Today we had frost in the morning for the 2nd time. Seeing as it is Autumn this should come as no surprise. Although my offspring is now a ‘senior teen’ I am simultaneously dealing with being in my…well, let’s face it, my mid-40s and the middle of my life. Like millions of others…when I go out – even if it is just to a shop, I notice that my own situation is not the only case of some middle aged woman with her teen offspring. Child is not a stretch of the word but is one that it is becoming clear, it will be outgrown.

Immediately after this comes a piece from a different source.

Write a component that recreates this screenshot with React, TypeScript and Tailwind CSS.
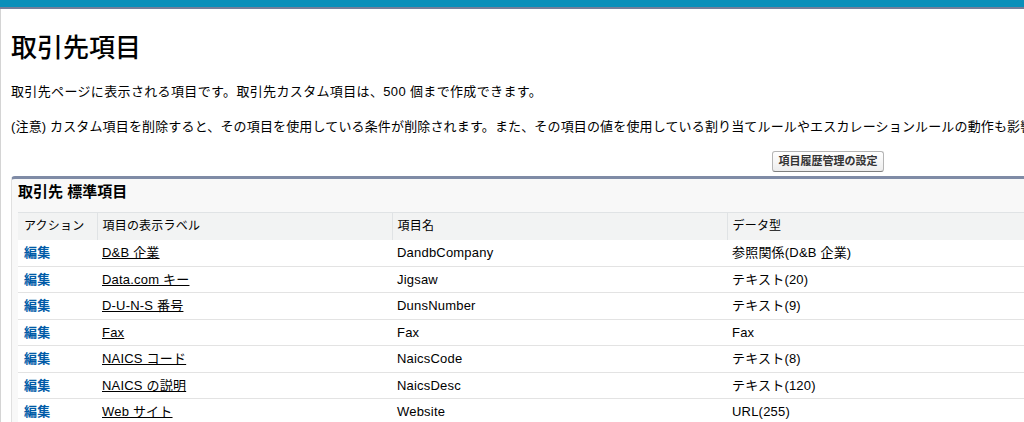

When I got into this situation, it was clear that I could follow through and be the mother of a young but full grown entity before age 50. While 50 seems impossibly mature and almost old from one’s early or mid-20s, if the lifespan runs to age 80 and beyond, then…well, there will still be 15 years left before “retirement age” arrives. Given the reality of my life, I doubt I will be retiring at 65 years, but it is comforting to know: there will be more life without having to look after the children even though I will have spent quite a while looking after the kid/s. Unlike many people I have only 1. The idea is to do a lot of stuff other than being a mother during this lifetime while being able to be a dedicated caring available mother instead of a constantly busy and preoccupied mother because of trying to do everything else while the baby needs me. Like so many women, it is another effort at ‘having it all’ but like with having one’s cake and eating it to, there are limited ways to do it. I have worked while my son has been growing up but not like I might have had I not had a child. I mean, seriously, I have hardly worked at all compared to those of my peers who have been steadily working full time for over 20 years in a row now…but compared to those who have not worked at all, I have worked a lot: but I have more like 12 to 15 years of full time experience over 25 years instead of 25.
Well, life goes on for everyone who hasn’t died today.